**The problem**
Here are some records; copy every line that holds the word "this".

* * *

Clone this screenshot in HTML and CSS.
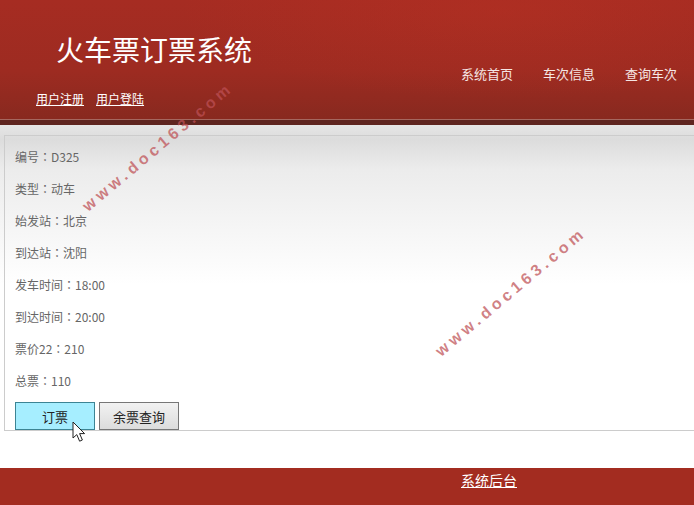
FILE: index.html
```html
<!DOCTYPE html>
<html lang="zh-CN">
<head>
<meta charset="UTF-8">
<meta name="viewport" content="width=device-width, initial-scale=1.0">
<title>火车票订票系统</title>
<link rel="stylesheet" href="styles.css">
</head>
<body>

<!-- 头部 -->
<header class="header">
<div class="brand">
<h1>火车票订票系统</h1>
<div class="user-links">
<a href="#">用户注册</a>
<a href="#">用户登陆</a>
</div>
</div>
<ul class="nav">
<li><a href="#">系统首页</a></li>
<li><a href="#">车次信息</a></li>
<li><a href="#">查询车次</a></li>
</ul>
</header>

<!-- 车次详情 -->
<div class="main">
<div class="detail">
<p>编号<span class="sep" lang="zh-TW">：</span>D325</p>
<p>类型<span class="sep" lang="zh-TW">：</span>动车</p>
<p>始发站<span class="sep" lang="zh-TW">：</span>北京</p>
<p>到达站<span class="sep" lang="zh-TW">：</span>沈阳</p>
<p>发车时间<span class="sep" lang="zh-TW">：</span>18:00</p>
<p>到达时间<span class="sep" lang="zh-TW">：</span>20:00</p>
<p>票价22<span class="sep" lang="zh-TW">：</span>210</p>
<p>总票<span class="sep" lang="zh-TW">：</span>110</p>
<div class="actions">
<button class="btn btn-hover">订票</button>
<button class="btn">余票查询</button>
</div>
</div>
</div>

<footer class="footer">
<a href="#">系统后台</a>
</footer>

<!-- 鼠标 -->
<svg class="cursor" width="14" height="22" viewBox="0 0 14 22">
<path d="M1 1V17L4.8 13.6L7.6 20.2L10.4 19L7.6 12.6H12.6Z" fill="#fff" stroke="#222" stroke-width="1"/>
</svg>

<!-- 水印 -->
<div class="watermark wm-1">www.doc163.com</div>
<div class="watermark wm-2">www.doc163.com</div>

</body>
</html>
```

FILE: styles.css
```css
html,body{
margin:0;
height:505px;
overflow:hidden;
}

body{
position:relative;
font-family:"Noto Sans CJK SC","Noto Sans",sans-serif;
background:#fff;
color:#666;
font-size:12px;
}

a{
color:#fff;
}

/* 头部 */
.header{
height:119px;
display:flex;
justify-content:space-between;
background:
radial-gradient(ellipse 320px 90px at 500px 10px, rgba(190,50,35,0.35) 0%, transparent 100%),
linear-gradient(180deg,#a62c22 0%,#9d2b21 60%,#88291f 100%);
border-bottom:1px solid #a5675f;
box-shadow:0 5px 0 #5f2520;
}

.brand{
padding-left:36px;
}

.brand h1{
margin:0;
padding:28px 0 0 20px;
height:62px;
font-size:28px;
line-height:42px;
font-weight:normal;
color:#fff;
}

.user-links{
display:flex;
gap:12px;
line-height:18px;
}

.nav{
display:flex;
gap:30px;
margin:0;
padding:64px 17px 0 0;
list-style:none;
font-size:13px;
line-height:20px;
}

.nav a{
text-decoration:none;
color:#f6e6e4;
}

/* 内容 */
.main{
margin-top:5px;
padding:10px 0 0 4px;
background:linear-gradient(180deg,#e6e6e6 0%,#dcdcdc 14px,#ececec 45px,#f5f5f5 100px,#fff 160px);
}

.detail{
height:289px;
margin-right:-2px;
padding:5px 10px 0;
border:1px solid #ccc;
}

.detail p{
margin:0;
height:32px;
line-height:32px;
}

/* 全角冒号居中 */
.sep{
font-family:"Noto Sans CJK TC",sans-serif;
}

.actions{
display:flex;
gap:4px;
margin-top:5px;
}

.btn{
width:80px;
height:28px;
padding:0;
font-family:inherit;
font-size:13px;
color:#222;
background:linear-gradient(180deg,#f2f2f2,#dcdcdc);
border:1px solid #777;
}

.btn-hover{
background:#a6eeff;
border-color:#3c8494;
}

.footer{
position:absolute;
left:0;
right:0;
bottom:0;
height:37px;
padding-left:461px;
box-sizing:border-box;
background:#a32c20;
font-size:14px;
line-height:25px;
}

.cursor{
position:absolute;
left:72px;
top:421px;
}

.watermark{
position:absolute;
width:200px;
text-align:center;
font-family:"Liberation Sans",sans-serif;
font-size:16px;
font-weight:bold;
letter-spacing:4.1px;
line-height:20px;
color:rgba(190,80,85,0.72);
transform:rotate(-40deg);
}

.wm-1{
left:58px;
top:137px;
}

.wm-2{
left:411px;
top:282px;
}
```
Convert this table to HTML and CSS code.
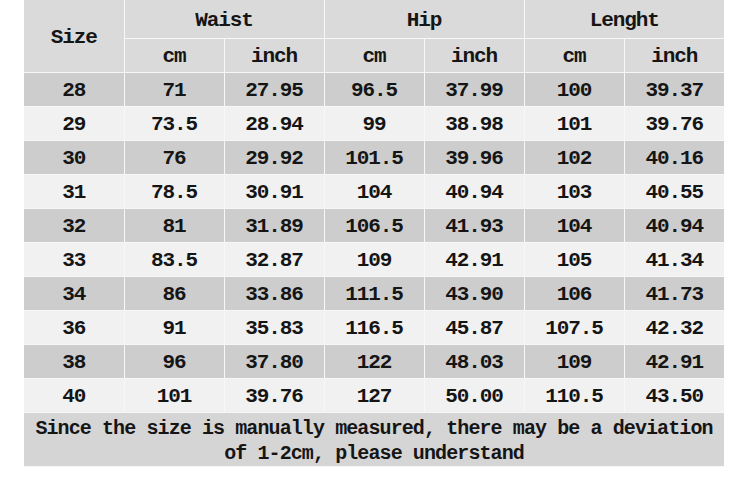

* * *

**Correct answer**
Clone this screenshot in HTML and CSS.
Convert this table to HTML and CSS code.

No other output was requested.